As per Section 4 of the Act, it is possible to process the personal data for a lawful purpose for which the individual has given her consent, or for certain legitimate uses. The consent as such, must be free, specific, informed, unconditional and unambiguous with a clear affirmative action, and shall signify an agreement to the processing of personal data for the specified purpose and be limited to such personal data as is necessary for such specified purpose. This is quite like the GDPR, which says that consent means freely given, specific, informed and unambiguous indication of the data subject’s wishes by which he or she, by a statement or by a clear affirmative action, signifies agreement to the processing of personal data relating to him or her. An interesting aspect herein is that with regards to consent for processing of personal data that has already been provided before the commencement of this Act, it is only necessary to provide a privacy notice and not to re-collect consent. Another interesting aspect is that the Act indicates that consent is limited to such personal data as is necessary for such specified purpose, and seeks to specify legitimate uses as a second category, independent of one another, whereas under the GDPR theoretically you would often use consent for activities which are rather purely optional. How this difference will play out in real life remains to be seen. Both under the GDPR and under the Act it is important to provide all relevant information to the individuals and use clear and plain language when seeking consent. Under the Act, you have a right to withdraw your consent at any time, with the ease of doing so being comparable to the ease with which such consent was given, which is very similar to what we have under the GDPR. This shall, however, not affect the legality of processing of the personal data based on consent before its withdrawal, which is something a bit different under the Act and under the GDPR. Under the Act, as per examples provided therein, supply of the goods already ordered and paid is still covered by such consent, while under the GDPR firstly consent would not be an appropriate legal basis to process data for the purpose of ordering goods, but then withdrawal of consent only leaves past actions unaffected and not activities which are still underway, which would thus have to stop.

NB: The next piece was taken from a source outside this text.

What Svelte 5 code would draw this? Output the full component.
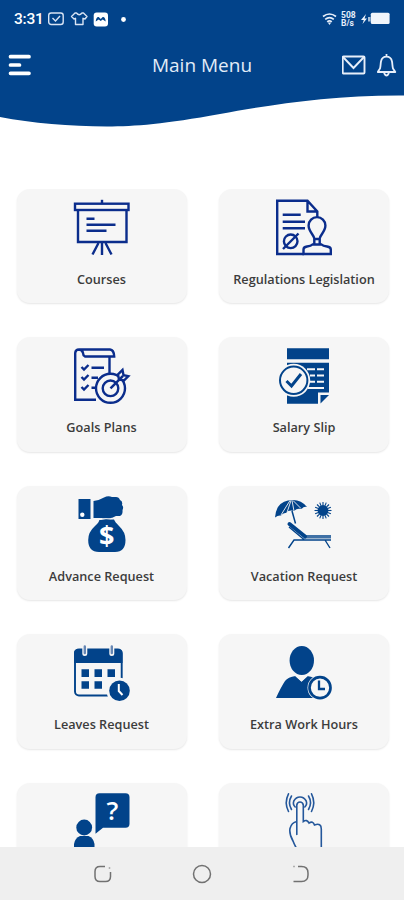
<script lang="ts">
	interface MenuItem {
		icon: string;
		label: string;
	}

	const items: MenuItem[] = [
		{ icon: 'courses', label: 'Courses' },
		{ icon: 'regulations', label: 'Regulations Legislation' },
		{ icon: 'goals', label: 'Goals Plans' },
		{ icon: 'salary', label: 'Salary Slip' },
		{ icon: 'advance', label: 'Advance Request' },
		{ icon: 'vacation', label: 'Vacation Request' },
		{ icon: 'leaves', label: 'Leaves Request' },
		{ icon: 'hours', label: 'Extra Work Hours' },
		{ icon: 'help', label: '' },
		{ icon: 'touch', label: '' }
	];

	const rays = Array.from({ length: 16 }, (_, i) => i * 22.5);
</script>

<div class="screen">
	<header>
		<svg class="wave" viewBox="0 0 404 128" preserveAspectRatio="none">
			<path d="M0 0H404V95.5C330 95 270 105 220 114C165 124 135 126.500 107 126.500C70 126.500 32 123 0 117Z" fill="#02438a" />
		</svg>
		<div class="status">
			<span class="time">3:31</span>
			<svg class="left-icons" width="82" height="18" viewBox="0 0 82 18" fill="none" stroke="#d9e4f4" stroke-width="1.4">
				<rect x="1.700" y="3" width="14.500" height="11.500" rx="2.500" />
				<path d="M5.500 8L8.500 11L13 6" />
				<path d="M28 3L24.500 6.500L27 9L28.500 8.300V14.500H36V8.300L38 9L40 6.500L36.500 3H35Q32.200 6.500 29.500 3Z" stroke-linejoin="round" />
				<rect x="46.700" y="2.500" width="14.300" height="14" rx="3" fill="#fff" stroke="none" />
				<path d="M48.700 11.500Q49.200 6.500 51.700 7L53.700 9L55.700 7Q58.200 6.500 58.700 11.500L55.700 9.500L53.700 11L51.700 9.500Z" fill="#02438a" stroke="none" />
				<circle cx="76.500" cy="9.500" r="2.400" fill="#fff" stroke="none" />
			</svg>
			<span class="spacer"></span>
			<svg class="wifi" width="15" height="14" viewBox="0 0 15 14" fill="none" stroke="#e6eefa" stroke-width="1.700">
				<path d="M1 4.500Q7.500 -.5 14 4.500M3.200 7.300Q7.500 3.800 11.800 7.300M5.200 9.800Q7.500 8 9.800 9.800" />
				<path d="M5.800 10.500L7.500 13L9.200 10.500Z" fill="#e6eefa" stroke="none" />
			</svg>
			<span class="rate"><span>508</span><span>B/s</span></span>
			<svg class="battery" width="32" height="14" viewBox="0 0 32 14" fill="#f1f5fb">
				<path d="M4 2L-1 8H1.800L.5 12L5 6.500H2.500Z" />
				<path d="M6 5H8.500V9.500H6Z" opacity=".7" />
				<rect x="8.800" y=".7" width="18.800" height="11.300" rx="1.500" />
			</svg>
		</div>
		<div class="titlebar">
			<svg class="burger" width="24" height="24" viewBox="0 0 24 24" stroke="#fff" stroke-width="3.700" stroke-linecap="round">
				<path d="M3.500 3.700H22M3.500 12H12.500M3.500 20.300H22" />
			</svg>
			<h1>Main Menu</h1>
			<div class="actions">
				<svg width="24" height="24" viewBox="0 0 24 24" fill="none" stroke="#e8effa" stroke-width="1.900">
					<rect x=".7" y="3.500" width="21.800" height="17" rx="1" />
					<path d="M1 4L11.500 15L22 4" />
				</svg>
				<svg width="20" height="24" viewBox="0 0 20 24" fill="none" stroke="#e8effa" stroke-width="1.800" stroke-linejoin="round">
					<path d="M9.500 1V3.500M.7 19H18.300L16 15.500C15.300 13 15.500 11 15 8.500C14.300 5 12 3.700 9.500 3.700C7 3.700 4.700 5 4 8.500C3.500 11 3.700 13 3 15.500Z" />
					<path d="M7 20Q9.500 25 12 20" />
				</svg>
			</div>
		</div>
	</header>

	<main>
		{#each items as item}
			<section class="card">
				<svg class="icon" viewBox="0 0 56 56">
					{#if item.icon === 'courses'}
						<g class="line">
							<path d="M28 .8V4" />
							<rect x="1" y="4.700" width="53.500" height="6.300" />
							<path d="M4 11V43H52.500V11" />
							<path d="M12.500 19.700H20.500M12.500 25.700H41.500M12.500 31.700H32.500M24.500 44L18.500 55.500M28 44V56M31.500 44L37.500 55.500" />
						</g>
					{:else if item.icon === 'regulations'}
						<g class="line">
							<path d="M28 55H1.200V1.800H31.500L41.300 12.500V18M31.500 2V12.500H41" />
							<path d="M6.700 15.700H24.700M6.700 22.700H29M6.700 29.200H29" />
							<circle cx="14.700" cy="42.300" r="6.800" />
							<path d="M7 50L22.500 34.500" />
							<path d="M38.300 46V39.500C38 36 32.600 32.500 32.600 26.500A8.400 8.400 0 0 1 49.400 26.500C49.400 32.500 44 36 43.700 39.500V46M38.300 40H43.700" />
							<path d="M27.500 55V50.500Q27.500 48 31 47.500Q35 47 36.500 45.500H45.500Q47 47 51 47.500Q54.800 48 54.800 50.500V55Z" />
						</g>
					{:else if item.icon === 'goals'}
						<g class="line">
							<path d="M22 51.700H1.200V5Q1.500 1.500 5 1.500H36Q40 2 40.200 8.500H11Q9 7.500 9 5Q8.500 2 5 1.500" />
							<path d="M35.500 8.500V25" />
							<path d="M7.500 19L10 21.500L14.500 17M7.500 29L10 31.500L14.500 27M7.500 39L10 41.500L14.500 37M17.500 19.700H30M17.500 29.700H24M17.500 39.700H21" />
							<circle cx="36.500" cy="40.300" r="14.500" />
							<circle cx="36.500" cy="40.300" r="7.800" />
							<path d="M45 31.500L44 26.500L48.500 22L49.500 27.200L54.300 28.200L50 32.500Z" fill="#f6f6f6" />
							<path d="M36.500 40.300L49 27.800" />
						</g>
					{:else if item.icon === 'salary'}
						<path d="M11 .3H53V11.300H11ZM11 14.700H53V44.500H42V55.700H11Z" />
						<path d="M44.500 55.500V47H53Z" />
						<g stroke="#f6f6f6" stroke-width="2">
							<path d="M31 21.300H39M41 21.300H48M34 27.500H39M41 27.500H48M34 33.700H39M41 33.700H48M32 40H48" />
						</g>
						<circle cx="17.700" cy="32.300" r="16.500" fill="#f6f6f6" />
						<circle cx="17.700" cy="32.300" r="13.700" fill="#f6f6f6" stroke="#02438a" stroke-width="2" />
						<path d="M10.500 33L15.500 38L25 26" fill="none" stroke="#02438a" stroke-width="3" />
					{:else if item.icon === 'advance'}
						<path d="M4.500 3H16.500V23H4.500Z" />
						<circle cx="8.300" cy="18.800" r="2.200" fill="#fff" />
						<path d="M19.500 5Q26 4 30 1.500Q34 -.5 38 1H42Q45 1 46 4Q49 5 48 9Q50 11 48.500 14Q49 19 46 20H42Q37 23 32 22H19.500Z" />
						<path d="M25.500 23.500Q32 21.500 40 23.500Q41 26 45 30Q51.500 36 51.500 44Q51.500 56 41 56H25Q14.200 56 14.200 44Q14.200 36 21 30Q25 26.500 25.500 23.500Z" />
						<path d="M22 23.300Q27 24 32 22.700Q38 24 42 22" fill="none" stroke="#f6f6f6" stroke-width="1" />
						<text class="dollar" x="32.800" y="49">$</text>
					{:else if item.icon === 'vacation'}
						<path d="M-1 21.500Q0 7 12 4.500Q24 2 31 11Q28 10 25.500 13Q21 12 18 15Q13 13.500 10 17Q7 16.500 5 19.500Q2 19 -1 21.500Z" />
						<path d="M14 4.500L5 19M15 4.500L11 16.500M16 4.500L18 15M17 4.500L25 12.500" stroke="#f6f6f6" stroke-width=".9" fill="none" />
						<path d="M16 15L19.500 27.500" stroke="#02438a" stroke-width="1.500" />
						<circle cx="47" cy="14.500" r="5.400" />
						{#each rays as angle}
							<path d="M47 9.500V6" stroke="#02438a" stroke-width="1.100" transform="rotate({angle} 47 14.500)" />
						{/each}
						<path d="M13.500 28L29 40.500" stroke="#02438a" stroke-width="4" stroke-linecap="round" />
						<path d="M28 39H55V42.500H28Z" opacity=".75" />
						<path d="M12.500 52L18 44H55M13 31L28 43.500M49 44L54 52" fill="none" stroke="#02438a" stroke-width="1.400" />
					{:else if item.icon === 'leaves'}
						<rect x="1" y="4.500" width="46.700" height="46" rx="4" fill="none" stroke="#02438a" stroke-width="1.900" />
						<path d="M0 18V8Q0 4 4 4H44.500Q48.500 4 48.500 8V18Z" />
						<path d="M10.800 2V8.500M37.800 2V8.500" stroke="#f6f6f6" stroke-width="5" stroke-linecap="round" />
						<path d="M10.800 1.500V8M37.800 1.500V8" stroke="#6586b4" stroke-width="2.400" stroke-linecap="round" />
						<path d="M7.500 24.300H15V32H7.500ZM20.500 24.300H28V32H20.500ZM33.500 24.300H41V32H33.500ZM7.500 36.300H15V43.700H7.500ZM20.500 36.300H28V43.700H20.500Z" />
						<circle cx="45.500" cy="45.700" r="13" fill="#f6f6f6" />
						<circle cx="45.500" cy="45.700" r="10.300" />
						<path d="M44.800 39V46L48.500 50" fill="none" stroke="#fff" stroke-width="2" />
					{:else if item.icon === 'hours'}
						<ellipse cx="25.800" cy="15.500" rx="12.200" ry="14.500" />
						<path d="M0 53Q5 42 9 36Q12 32 19.500 31L25.500 36.500L31 31Q39 32 43 36L40 53Z" />
						<path d="M19.500 30L25.500 35.500L31.500 30" fill="none" stroke="#f6f6f6" stroke-width="2" />
						<circle cx="44" cy="42.700" r="12.500" fill="#f6f6f6" />
						<circle cx="44" cy="42.700" r="10.500" fill="#f6f6f6" stroke="#02438a" stroke-width="2.700" />
						<path d="M43 35.500V44H49" fill="none" stroke="#02438a" stroke-width="2.300" />
					{:else if item.icon === 'help'}
						<path d="M25.500 .2H51.500Q55.500 .2 55.500 4.200V30.800Q55.500 34.800 51.500 34.800H29L21.500 40.800V4.200Q21.500 .2 25.500 .2Z" />
						<text class="question" x="38.500" y="27">?</text>
						<circle cx="10.200" cy="34.500" r="7.900" />
						<path d="M0 56V51Q1 45 6 43H14.500Q19.500 45 20.500 51V56Z" />
					{:else}
						<g fill="none" stroke="#24579b" stroke-width="1.600" stroke-linecap="round">
							<path d="M20.800 41.500V12Q21.300 9 24 9Q26.700 9 27.300 12V28.500Q31 26 33 30Q37 27.500 38.500 32Q45.300 29.500 45.300 36V56M20.800 28.500Q15.500 29.500 14 35.500Q13 41 17 48Q19 53 21 56" />
							<path d="M19.200 14Q16.500 11.500 17.800 8Q20 4 24 4Q28 4 30.200 8Q31.500 11.500 28.800 14" />
							<path d="M15.500 3Q11.500 9.500 15.500 16.500M32.500 3Q36.500 9.500 32.500 16.500M12.500 .8Q8 9.500 12.500 18.500M35.500 .8Q40 9.500 35.500 18.500" />
						</g>
					{/if}
				</svg>
				{#if item.label}
					<p>{item.label}</p>
				{/if}
			</section>
		{/each}
	</main>

	<nav>
		<svg viewBox="0 0 20 20"><path d="M12 2.500H7Q2 2.500 2 7.500V12.500Q2 17.500 7 17.500H12.500Q17.500 17.500 17.500 12.500V8M16.500 3.500V4.500" /></svg>
		<svg viewBox="0 0 20 20"><circle cx="10" cy="10" r="8.500" /></svg>
		<svg viewBox="0 0 20 20"><path d="M2.500 2.500H3.500M7 2.500H10.500Q17 2.500 17 9V11Q17 17.500 10.500 17.500H2.500" /></svg>
	</nav>
</div>

<style>
	:global(body) {
		background: #fff;
		overflow: hidden;
	}

	.screen {
		display: flex;
		flex-direction: column;
		width: 404px;
		height: 900px;
		overflow: hidden;
		background: #fff;
		font-family: 'Open Sans', 'Noto Sans', sans-serif;
	}

	header {
		position: relative;
		flex: none;
		height: 188.5px;
		color: #fff;
	}

	.wave {
		position: absolute;
		top: 0;
		left: 0;
		width: 404px;
		height: 128px;
	}

	.status {
		position: relative;
		display: flex;
		align-items: center;
		height: 38px;
		padding: 0 10px 0 14px;
		box-sizing: border-box;
	}

	.time {
		width: 33px;
		font: 500 15.5px Roboto, sans-serif;
		letter-spacing: -0.2px;
	}

	.left-icons {
		flex: none;
	}

	.spacer {
		flex: 1;
	}

	.wifi {
		margin-right: 4px;
	}

	.rate {
		display: flex;
		flex-direction: column;
		width: 17px;
		margin-right: 4px;
		font: 700 8.5px/8.5px Roboto, sans-serif;
		color: #e6eefa;
	}

	.battery {
		overflow: visible;
	}

	.titlebar {
		position: relative;
		display: grid;
		grid-template-columns: 70px 1fr 70px;
		align-items: center;
		height: 53px;
		padding: 0 7px;
	}

	h1 {
		margin: 0;
		padding-top: 1px;
		font-size: 19px;
		font-weight: 400;
		text-align: center;
		color: #e3ecf8;
	}

	.actions {
		display: flex;
		justify-content: flex-end;
		gap: 11px;
	}

	main {
		display: grid;
		flex: 1;
		grid-template-columns: 170px 170px;
		grid-auto-rows: 114.5px;
		gap: 34px 32.5px;
		min-height: 0;
		padding-left: 16.5px;
		overflow: hidden;
	}

	.card {
		display: flex;
		flex-direction: column;
		align-items: center;
		padding-top: 10.5px;
		box-sizing: border-box;
		border-radius: 13px;
		background: #f6f6f6;
		box-shadow: 0 1px 2px rgba(0, 0, 0, 0.1);
	}

	.icon {
		flex: none;
		width: 56px;
		height: 56px;
		overflow: visible;
		fill: #02438a;
	}

	.line {
		fill: none;
		stroke: #0b2d8c;
		stroke-width: 2.4;
	}

	.dollar,
	.question {
		fill: #fff;
		font-family: 'Open Sans', sans-serif;
		text-anchor: middle;
	}

	.dollar {
		font-size: 27px;
		font-weight: 700;
	}

	.question {
		font-size: 26px;
		font-weight: 600;
	}

	.card p {
		margin: 14.7px 0 0;
		font-size: 12.7px;
		font-weight: 600;
		line-height: 18px;
		white-space: nowrap;
		color: #3c3c3c;
	}

	nav {
		display: flex;
		flex: none;
		align-items: center;
		justify-content: center;
		gap: 79px;
		height: 53px;
		background: #efefef;
	}

	nav svg {
		width: 20px;
		height: 20px;
		fill: none;
		stroke: #717171;
		stroke-width: 1.5;
	}
</style>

At the same time, As per Section 7(1) of the Act, a data fiduciary may process personal data of a data principal for a specified purpose for which the data principal has voluntarily provided, and in respect of which she has not indicated that she does not consent to the use of her personal data. This effectively puts the ball in the court of the organizations to process personal data even when they do not have consent of the data principal. This is where things get significantly more interesting. This provision corresponds neither with the EU’s legitimate interest, nor with the concept of implied consent recognized in some other parts of the world. When looking at the examples provided by the Act, it is easy to confuse when and where providing personal data is an indication of consent and when and where this is considered a legitimate use which does not require consent. An example of this would be a request or complaint form. While there are details marked as compulsory (which can be covered under consent), there is also a column provided to explain one’s case in detail, which is marked optional. Overall, this could be maybe the case for situations where consent would not be fully appropriate since the entire data is not strictly necessary and there is something purely optional. This would completely go across of how consent and legitimate interest are defined and perceived under the GDPR. Also, this does not fully correspond with the examples given under the Act either. Another interpretation would be that simply providing data would never amount to consent and/or that consent must be actively sought first and not only provided, whereas legitimate use described above could be when the data principal is providing more than necessary information to help delivery of solutions or execute a request faster, which would mean that they have not specifically consented for this information to be processed.
All in all, everything will depend on practice and how the Act is interpreted by relevant authorities and courts. Should providing personal data be sufficient evidence of legality of obtaining personal data in the context of standard business operations and online services, provided that appropriate privacy notice is in place, there is a chance that things will not be so complicated. In this circumstance, there would be no major gap between the EU, the India, and countries as Canada, with requirement to give notice to individuals in advance and to respect their autonomy being almost universal. There remain, however, many unknowns, and it can become much more complicated than that. For example, it may turn out into practice that explicit consent is always sought, even when data are necessary for providing goods and services, and this would mean a completely different approach is needed for India, for the EU, and for countries such as Canada with implicit consent. This would turn to be a real struggle for the global companies, especially for their online operations, and turn out to be even more complicated and onerous for ordinary consumers.